09:23 Breakfast has finished and it’s time to play! Some of our children begin their day at 9:30, so we will have exciting activities ready to play with. These activities will change throughout the morning, depending on the children’s interest – dragon chase in the garden could turn in to taming dragons in the forest, or cooking for them in the roleplay corners.
10:23 Snack Time! We host a ‘rolling snack’ where children approach the snack table when they are ready, so as not to interrupt play. Each day we provide a bowl of fruits which the children choose, help to cut (if necessary), and share with their friends.
11:23 The play continues! In this cold weather usually most children have migrated indoors by now, so activities and space for free play will be set up across the nursery.
12:23 Lunch time (sort of)! The oldest children will be finishing their puddings now, which is served slightly earlier for toddlers and babies due to their napping schedules. The little ones are patted to sleep with gentle music to soothe them.
13:23 Some of our little ones will still be sleeping, so the other children will use this time for quieter activities, like painting, playdough or cutting and collageing.
14:23 It’s time for a biscuit! Some of our children leave for the day at 2:30, so before they go we serve a biscuit snack and milk and usually bring the children together for a story.
15:23 The children spend the afternoons building upon the most enjoyed activities of the morning – the Butterflies children loved the car mat at lunch time, so we made a ‘road’ for the cars and bikes in the garden! Some of the children may also help to prepare tea…
16:23 Tea time!
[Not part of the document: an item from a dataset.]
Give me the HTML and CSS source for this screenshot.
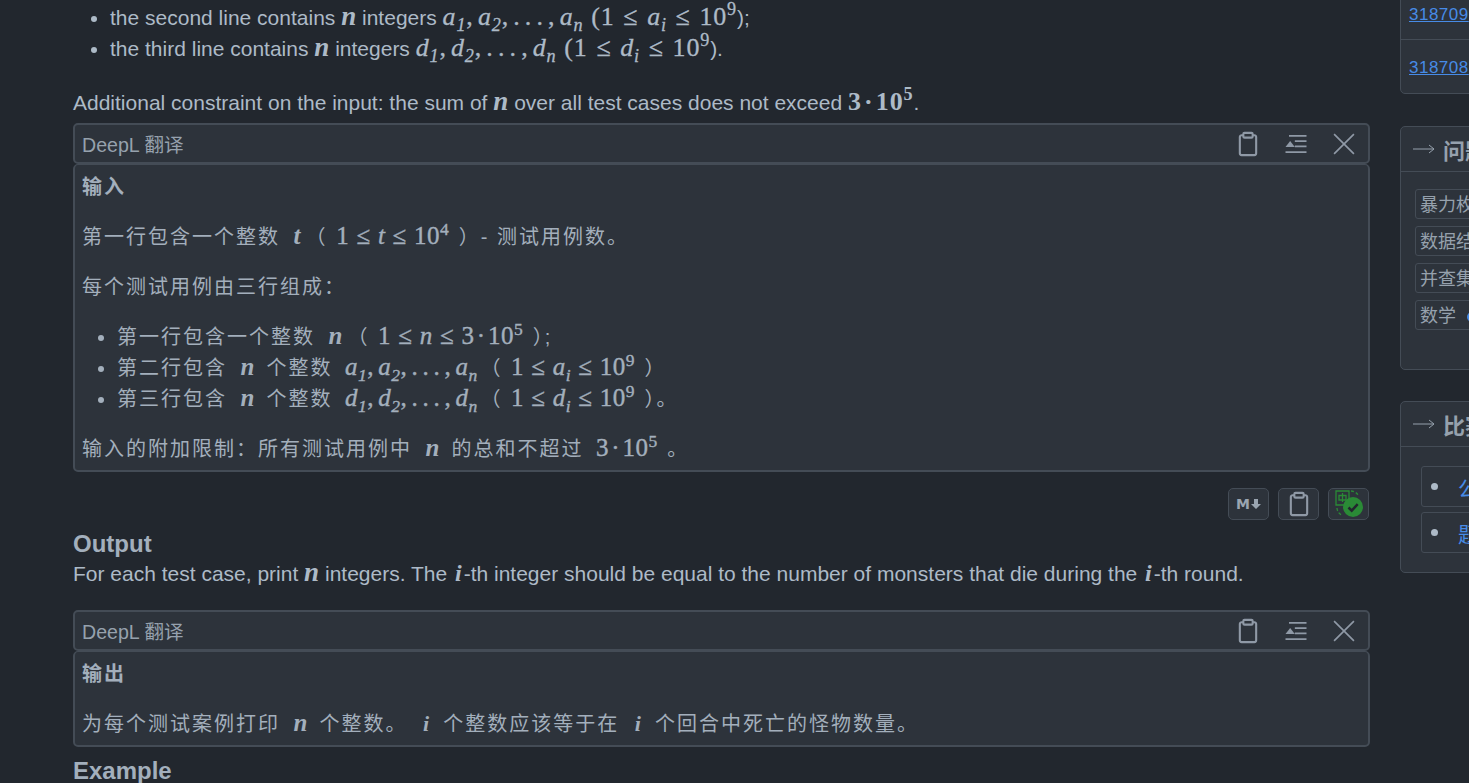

Every day we serve our children high tea at 3:45. This light snack and pudding varies from homemade soup to fish finger butties or crumpets and spreads – where possible the children will have contributed to their meal too, from choosing and chopping the vegetables for soup to making quiche!
17:23 It’s nearly the end of the day, so activities will be starting to wind down. The toddlers and babies will be getting ready to play with the older children downstairs and to have a few bedtime stories, nursery rhymes with instruments, or puzzles and turn taking games.